The disciple said, ”What are you doing, Master?”
Gurdjieff hit Nicoll, and he said, ”Who are you? I have never seen you before.”
He woke up the whole train, because he was stumbling from one compartment to another compartment, shouting obscenities, waking people who were asleep, throwing their bags out of the train. Finally the train was stopped; the driver and the conductor came in. But Gurdjieff was a very strong man, solid rock, and nobody dared to catch hold of him; he might throw the man out of the window!

And Nicoll, poor man, was trying to tell the people that he is a great master! The people started looking at Nicoll and they thought, ”You are mad. He is a drunkard and you are mad. He is a great master? – in the middle of the night waking strangers, throwing their things around, shouting obscenities, speaking strange languages!”

Somehow Nicoll persuaded the conductor and the driver, ”He is a famous master, but what to do? This is his way.” They agreed to let him stay on board only if Gurdjieff and Nicoll went into the compartment and they locked it from the outside. Then whatsoever they wanted to do inside they could do – the great master and the great follower – ”But don’t disturb the whole train.” As the door was locked, Gurdjieff relaxed, laughed, and he asked Nicoll, ”How was the scene?” Nicoll was perspiring in the air-conditioned compartment.

He said, ”The scene? You almost killed me. They thought I was mad, and I knew perfectly well you were not drunk, because up to then you were absolutely alright. And suddenly...?”
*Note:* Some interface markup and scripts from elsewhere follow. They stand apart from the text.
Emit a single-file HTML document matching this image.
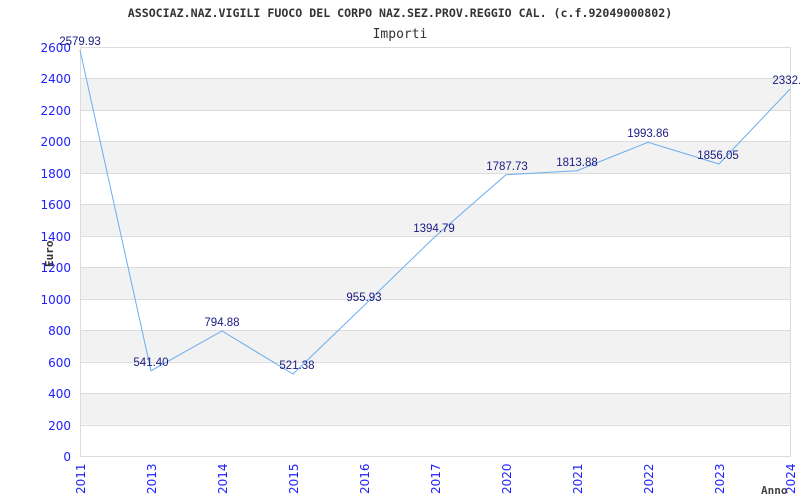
<!DOCTYPE html>
<html><head><meta charset="utf-8"><style>
html,body{margin:0;padding:0;background:#fff;width:800px;height:500px;overflow:hidden}
svg{display:block}
</style></head><body>
<svg width="800" height="500" viewBox="0 0 800 500" xmlns="http://www.w3.org/2000/svg">
<g fill="#f2f2f2">
<rect x="80" y="78.5" width="710" height="31.5"/>
<rect x="80" y="141.4" width="710" height="31.5"/>
<rect x="80" y="204.3" width="710" height="31.5"/>
<rect x="80" y="267.3" width="710" height="31.5"/>
<rect x="80" y="330.2" width="710" height="31.5"/>
<rect x="80" y="393.1" width="710" height="31.5"/>
</g>
<g stroke="#dcdcdc" stroke-width="1">
<line x1="80" x2="790" y1="47.5" y2="47.5"/><line x1="80" x2="790" y1="78.5" y2="78.5"/><line x1="80" x2="790" y1="110.5" y2="110.5"/><line x1="80" x2="790" y1="141.5" y2="141.5"/><line x1="80" x2="790" y1="173.5" y2="173.5"/><line x1="80" x2="790" y1="204.5" y2="204.5"/><line x1="80" x2="790" y1="236.5" y2="236.5"/><line x1="80" x2="790" y1="267.5" y2="267.5"/><line x1="80" x2="790" y1="299.5" y2="299.5"/><line x1="80" x2="790" y1="330.5" y2="330.5"/><line x1="80" x2="790" y1="362.5" y2="362.5"/><line x1="80" x2="790" y1="393.5" y2="393.5"/><line x1="80" x2="790" y1="425.5" y2="425.5"/><line x1="80" x2="790" y1="456.5" y2="456.5"/>
<line x1="80.5" x2="80.5" y1="47" y2="457"/><line x1="790.5" x2="790.5" y1="47" y2="457"/>
</g>
<polyline fill="none" stroke="#6aaef0" stroke-width="1" points="80,50.2 151,370.8 222,331 293,374 364,305.6 435,236.6 506,174.8 577,170.7 648,142.3 719,164 790,89.1"/>
<text x="400" y="17" text-anchor="middle" font-family="'DejaVu Sans Mono',monospace" font-weight="bold" font-size="11.6" fill="#333">ASSOCIAZ.NAZ.VIGILI FUOCO DEL CORPO NAZ.SEZ.PROV.REGGIO CAL. (c.f.92049000802)</text>
<text x="400" y="38" text-anchor="middle" font-family="'DejaVu Sans Mono',monospace" font-size="13" fill="#333">Importi</text>
<g font-family="'DejaVu Sans',sans-serif" font-size="12" fill="#2020ff" text-anchor="end">
<text x="71" y="52">2600</text><text x="71" y="83">2400</text><text x="71" y="115">2200</text><text x="71" y="146">2000</text><text x="71" y="178">1800</text><text x="71" y="209">1600</text><text x="71" y="241">1400</text><text x="71" y="272">1200</text><text x="71" y="304">1000</text><text x="71" y="335">800</text><text x="71" y="367">600</text><text x="71" y="398">400</text><text x="71" y="430">200</text><text x="71" y="461">0</text>
</g>
<g font-family="'DejaVu Sans',sans-serif" font-size="12" fill="#2020ff">
<text transform="translate(85,494) rotate(-90)">2011</text>
<text transform="translate(156,494) rotate(-90)">2013</text>
<text transform="translate(227,494) rotate(-90)">2014</text>
<text transform="translate(298,494) rotate(-90)">2015</text>
<text transform="translate(369,494) rotate(-90)">2016</text>
<text transform="translate(440,494) rotate(-90)">2017</text>
<text transform="translate(511,494) rotate(-90)">2020</text>
<text transform="translate(582,494) rotate(-90)">2021</text>
<text transform="translate(653,494) rotate(-90)">2022</text>
<text transform="translate(724,494) rotate(-90)">2023</text>
<text transform="translate(795,494) rotate(-90)">2024</text>
</g>
<text x="761" y="494" font-family="'DejaVu Sans Mono',monospace" font-weight="bold" font-size="11" fill="#444">Anno</text>
<text transform="translate(53,267) rotate(-90)" font-family="'DejaVu Sans Mono',monospace" font-weight="bold" font-size="11" fill="#333">Euro</text>
<g font-family="'Liberation Sans',sans-serif" font-size="11.5" fill="#1a1a80" text-anchor="middle">
<text x="80" y="45">2579.93</text>
<text x="151" y="366">541.40</text>
<text x="222" y="326">794.88</text>
<text x="297" y="369">521.38</text>
<text x="364" y="301">955.93</text>
<text x="434" y="232">1394.79</text>
<text x="507" y="170">1787.73</text>
<text x="577" y="166">1813.88</text>
<text x="648" y="137">1993.86</text>
<text x="718" y="159">1856.05</text>
<text x="790" y="84">2332.3</text>
</g>
</svg>
</body></html>
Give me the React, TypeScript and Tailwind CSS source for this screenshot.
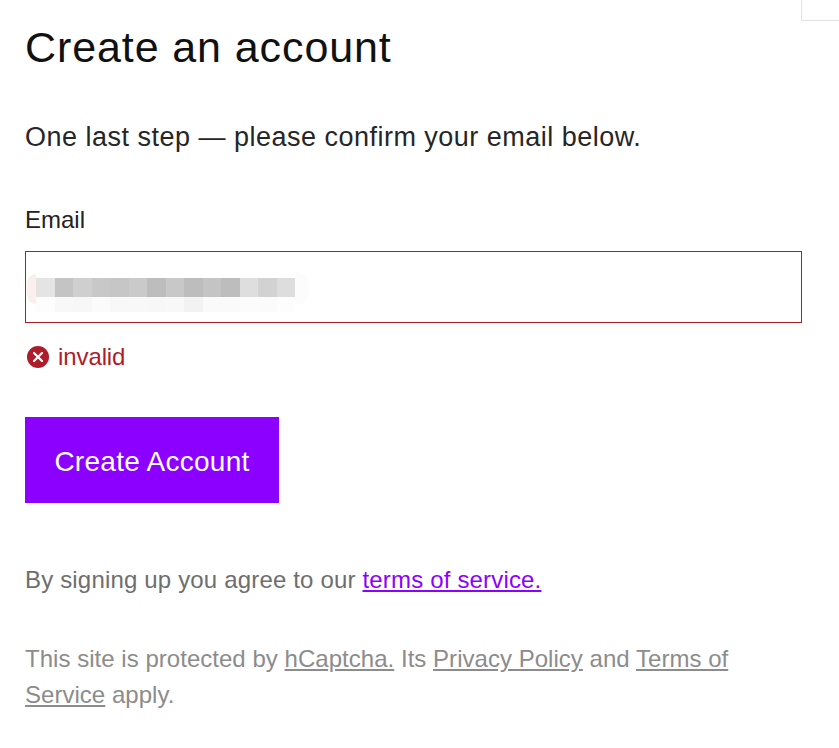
const blurBlocks = [
  { top: "bg-[#e4e4e4]", low: "bg-[#fdfdfd]" },
  { top: "bg-[#c4c4c4]", low: "bg-[#f8f8f8]" },
  { top: "bg-[#cfcfcf]", low: "bg-[#f7f7f7]" },
  { top: "bg-[#c8c8c8]", low: "bg-[#fbfbfb]" },
  { top: "bg-[#c6c6c6]", low: "bg-[#f8f8f8]" },
  { top: "bg-[#cacaca]", low: "bg-[#f8f8f8]" },
  { top: "bg-[#bdbdbd]", low: "bg-[#f7f7f7]" },
  { top: "bg-[#c8c8c8]", low: "bg-[#f8f8f8]" },
  { top: "bg-[#bdbdbd]", low: "bg-[#f2f2f2]" },
  { top: "bg-[#c4c4c4]", low: "bg-[#fafafa]" },
  { top: "bg-[#bdbdbd]", low: "bg-[#fafafa]" },
  { top: "bg-[#dedede]", low: "bg-[#fcfcfc]" },
  { top: "bg-[#d2d2d2]", low: "bg-[#fbfbfb]" },
  { top: "bg-[#dddddd]", low: "bg-[#fdfdfd]" },
];

export default function App() {
  return (
    <div className="relative h-[748px] w-[839px] overflow-hidden bg-white font-['Liberation_Sans',sans-serif]">
      <div className="absolute right-0 top-0 h-[21px] w-[38px] border-b border-l border-[#e2e2e2]" />

      <div className="w-[777px] ml-[25px] pt-[21px]">
        <h1 className="text-[43px] leading-[52px] font-normal text-[#111] tracking-[0.9px]">Create an account</h1>
        <p className="mt-[46px] text-[27px] leading-[36px] text-[#262626] tracking-[0.49px]">
          One last step — please confirm your email below.
        </p>

        <label className="block mt-[49px] text-[24px] leading-[32px] text-[#222]">Email</label>
        <div className="mt-[15px] h-[72px] border border-[#ae1c2a] flex items-start pt-[26px]">
          <div className="ml-[1px] flex">
            <div className="w-[9px] h-[30px] -mt-[4px] rounded-l-full bg-[#fbeeee]" />
            {blurBlocks.map((b, i) => (
              <div key={i} className="w-[18.5px]">
                <div className={`h-[19px] ${b.top}`} />
                <div className={`h-[15px] ${b.low}`} />
              </div>
            ))}
            <div className="w-[14px] h-[33px] -mt-[6px] rounded-r-full bg-[#fcfcfc]" />
          </div>
        </div>

        <div className="mt-[18px] flex items-center gap-[8px] h-[32px] text-[#ae1c2a]">
          <svg width="24" height="24" viewBox="0 0 24 24" className="ml-[1px]">
            <circle cx="12" cy="12" r="11" fill="#ae1c2a" />
            <path d="M8 8l8 8M16 8l-8 8" stroke="#fff" strokeWidth="2.2" strokeLinecap="round" />
          </svg>
          <span className="text-[24px] leading-[32px] tracking-[-0.1px]">invalid</span>
        </div>

        <button className="mt-[44px] block h-[86px] w-[254px] pt-[3px] bg-[#8c00ff] text-white text-[28px] tracking-[0.27px]">
          Create Account
        </button>

        <p className="mt-[59px] text-[24px] leading-[36px] text-[#6e6e6e] tracking-[0.17px]">
          By signing up you agree to our{" "}
          <a className="text-[#8c00ff] underline">terms of service.</a>
        </p>

        <p className="mt-[43px] text-[24px] leading-[36px] text-[#8c8c8c] tracking-[0.03px]">
          This site is protected by <a className="underline">hCaptcha.</a> Its{" "}
          <a className="underline">Privacy Policy</a> and{" "}
          <a className="underline">Terms of Service</a> apply.
        </p>
      </div>
    </div>
  );
}
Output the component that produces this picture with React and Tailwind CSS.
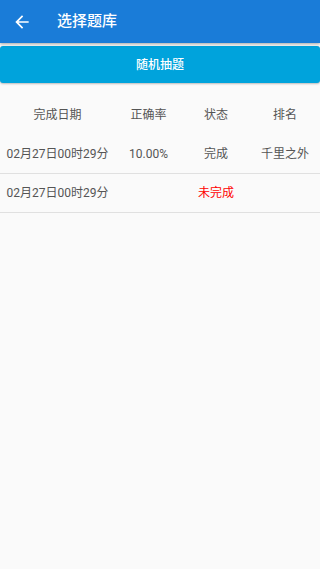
import React from "react";

const font = { fontFamily: 'Roboto, "Noto Sans CJK SC", sans-serif' };

export default function App() {
  return (
    <div className="w-[320px] h-[569px] bg-[#fafafa] flex flex-col" style={font}>
      <div className="h-[43px] bg-[#1a7cd8] flex items-center shadow-[0_1px_3px_rgba(0,0,0,0.35)] relative z-10">
        <div className="w-[44px] flex justify-center">
          <svg width="20" height="20" viewBox="0 0 24 24" fill="white">
            <path d="M20 11H7.83l5.59-5.59L12 4l-8 8 8 8 1.41-1.41L7.83 13H20v-2z" />
          </svg>
        </div>
        <div className="ml-[13px] text-white text-[15px] font-medium">选择题库</div>
      </div>
      <div className="pt-[3px]">
        <div className="h-[37px] bg-[#00a3dc] rounded-[3px] flex items-center justify-center text-white text-[12px] font-medium shadow-[0_1px_2px_rgba(0,0,0,0.25)]">
          随机抽题
        </div>
      </div>
      <div className="mt-[13px] text-[12px] text-[#555]">
        <div className="h-[38px] flex items-center">
          <div className="w-[115px] text-center">完成日期</div>
          <div className="w-[67px] text-center">正确率</div>
          <div className="w-[68px] text-center">状态</div>
          <div className="w-[70px] text-center">排名</div>
        </div>
        <div className="h-[40px] flex items-center border-b border-[#e0e0e0]">
          <div className="w-[115px] text-center">02月27日00时29分</div>
          <div className="w-[67px] text-center">10.00%</div>
          <div className="w-[68px] text-center">完成</div>
          <div className="w-[70px] text-center">千里之外</div>
        </div>
        <div className="h-[39px] flex items-center border-b border-[#e0e0e0]">
          <div className="w-[115px] text-center">02月27日00时29分</div>
          <div className="w-[67px] text-center"></div>
          <div className="w-[68px] text-center text-[#f00]">未完成</div>
          <div className="w-[70px] text-center"></div>
        </div>
      </div>
    </div>
  );
}
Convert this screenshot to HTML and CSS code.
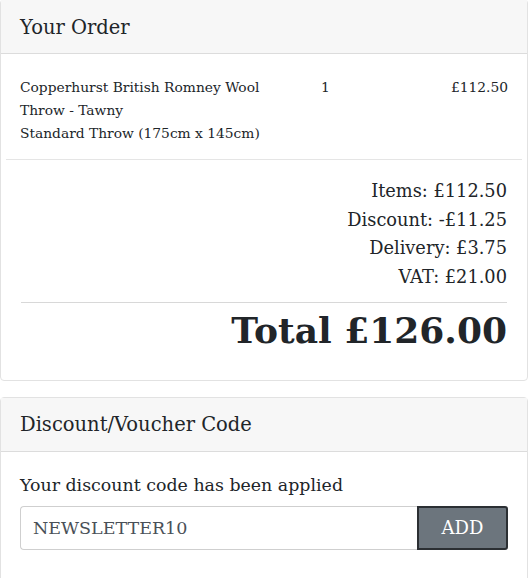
FILE: index.html
```html
<!DOCTYPE html>
<html>
<head>
<meta charset="utf-8">
<link rel="stylesheet" href="styles.css">
</head>
<body>
<div class="card order">
  <div class="card-header">Your Order</div>
  <div class="card-body">
    <div class="item">
      <div class="item-name">Copperhurst British Romney Wool<br>Throw - Tawny<br>Standard Throw (175cm x 145cm)</div>
      <div class="item-qty">1</div>
      <div class="item-price">£112.50</div>
    </div>
    <div class="summary">
      <div class="line">Items: £112.50</div>
      <div class="line">Discount: -£11.25</div>
      <div class="line">Delivery: £3.75</div>
      <div class="line">VAT: £21.00</div>
      <div class="total">Total £126.00</div>
    </div>
  </div>
</div>
<div class="card voucher">
  <div class="card-header">Discount/Voucher Code</div>
  <div class="card-body">
    <div class="msg">Your discount code has been applied</div>
    <div class="input-group">
      <div class="input">NEWSLETTER10</div>
      <button class="btn">ADD</button>
    </div>
  </div>
</div>
</body>
</html>
```
FILE: styles.css
```css
html, body { margin: 0; padding: 0; background: #fff; }
body {
  font-family: "DejaVu Serif", "Liberation Serif", serif;
  color: #212529;
  width: 528px;
  overflow: hidden;
}
.card {
  border: 1px solid #e2e2e2;
  border-radius: 4px;
  background: #fff;
  width: 526px;
}
.order { margin-top: -1px; }
.voucher { margin-top: 16px; }
.card-header {
  background: #f7f7f7;
  border-bottom: 1px solid #dcdcdc;
  height: 54px;
  box-sizing: border-box;
  padding: 1px 19px 0 19px;
  display: flex;
  align-items: center;
  font-size: 19.5px;
}
.order .card-body { padding: 0 5px 0 5px; }
.item {
  display: grid;
  grid-template-columns: 301px 1fr auto;
  padding: 22px 14px 14px 14px;
  border-bottom: 1px solid #e5e5e5;
  font-size: 13.8px;
  line-height: 23px;
}
.item-price { text-align: right; }
.summary {
  padding: 17px 15px 2px 15px;
  text-align: right;
}
.line { font-size: 17.8px; line-height: 28.7px; }
.total {
  border-top: 1px solid #d8d8d8;
  margin-top: 10px;
  font-size: 36px;
  font-weight: bold;
  line-height: 54px;
  padding-bottom: 21px;
}
.voucher .card-body { padding: 20px 19px 40px 19px; }
.msg { font-size: 17.4px; line-height: 27px; margin-bottom: 7px; }
.input-group { display: flex; height: 44px; }
.input {
  flex: 1;
  border: 1px solid #cfcfcf;
  border-right: none;
  border-radius: 4px 0 0 4px;
  display: flex;
  align-items: center;
  padding: 0 12px;
  font-size: 17.5px;
  color: #495057;
}
.btn {
  width: 91px;
  background: #6c757d;
  border: 2px solid #2b2f33;
  border-radius: 0 3px 3px 0;
  color: #fff;
  font-family: inherit;
  font-size: 18px;
  padding: 0;
}
```
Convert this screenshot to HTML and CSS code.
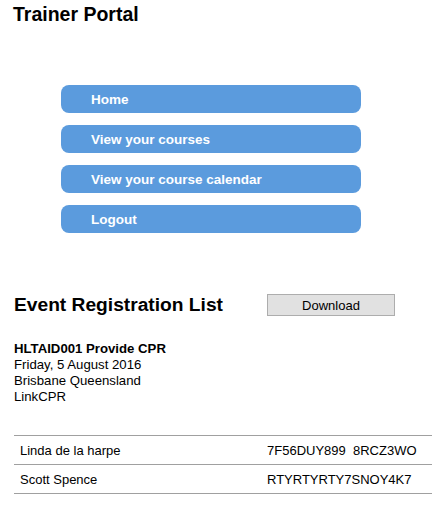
FILE: index.html
```html
<!DOCTYPE html>
<html>
<head>
<meta charset="utf-8">
<link rel="stylesheet" href="styles.css">
</head>
<body>
<h1 class="title">Trainer Portal</h1>
<nav class="menu">
  <a class="menu-item" href="#">Home</a>
  <a class="menu-item" href="#">View your courses</a>
  <a class="menu-item" href="#">View your course calendar</a>
  <a class="menu-item" href="#">Logout</a>
</nav>
<div class="list-head">
  <h2 class="list-title">Event Registration List</h2>
  <button class="download">Download</button>
</div>
<div class="event">
  <div class="event-name">HLTAID001 Provide CPR</div>
  <div>Friday, 5 August 2016</div>
  <div>Brisbane Queensland</div>
  <div>LinkCPR</div>
</div>
<table class="regs">
  <tr><td class="name">Linda de la harpe</td><td class="code">7F56DUY899&nbsp; 8RCZ3WO</td></tr>
  <tr><td class="name">Scott Spence</td><td class="code">RTYRTYRTY7SNOY4K7</td></tr>
</table>
</body>
</html>
```
FILE: styles.css
```css
html, body {
  margin: 0;
  padding: 0;
  background: #fff;
  overflow: hidden;
}
body {
  font-family: "Liberation Sans", Arial, sans-serif;
  color: #000;
  padding: 0 0 0 14px;
  width: 432px;
  box-sizing: border-box;
}
.title {
  font-size: 19.5px;
  font-weight: bold;
  margin: 0;
  padding-top: 3px;
  line-height: 22px;
  margin-left: -1px;
}
.menu {
  display: flex;
  flex-direction: column;
  gap: 12px;
  margin: 60px 0 0 47px;
  width: 300px;
}
.menu-item {
  display: block;
  height: 28px;
  line-height: 29px;
  background: #5b9bdd;
  color: #fff;
  font-weight: bold;
  font-size: 13.5px;
  text-decoration: none;
  border-radius: 8px;
  padding-left: 30px;
}
.list-head {
  display: flex;
  align-items: center;
  margin-top: 60px;
}
.list-title {
  margin: 0;
  font-size: 19.2px;
  font-weight: bold;
  width: 253px;
  line-height: 24px;
}
.download {
  width: 128px;
  height: 22px;
  background: #e1e1e1;
  border: 1px solid #adadad;
  font-family: "Liberation Sans", Arial, sans-serif;
  font-size: 13px;
  color: #000;
  padding: 0;
}
.event {
  margin-top: 24px;
  font-size: 13.2px;
  line-height: 16px;
}
.event-name {
  font-weight: bold;
}
.regs {
  margin-top: 30px;
  border-collapse: collapse;
  width: 418px;
  font-size: 13px;
}
.regs tr {
  border-top: 1px solid #a0a0a0;
  border-bottom: 1px solid #a0a0a0;
}
.regs td {
  height: 28px;
  padding: 0;
}
.name {
  padding-left: 6px !important;
  width: 247px;
}
```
Gurdjieff said, ”It was a test for you, whether you can stay with me if I behave in such a manner. Can you still see the master in me?” Nicoll said, ”I am ready to go to hell with you. Whatever you do, there is a deep trust in me that it must be for something good. I knew it all the way, but what to do with the passengers, the conductor, with the driver? The whole crowd was against me, and I am not so strong a man as you are.”

What do you make of this? sounds frightfully close to the Fritz Peters story, but has the ring of the truth.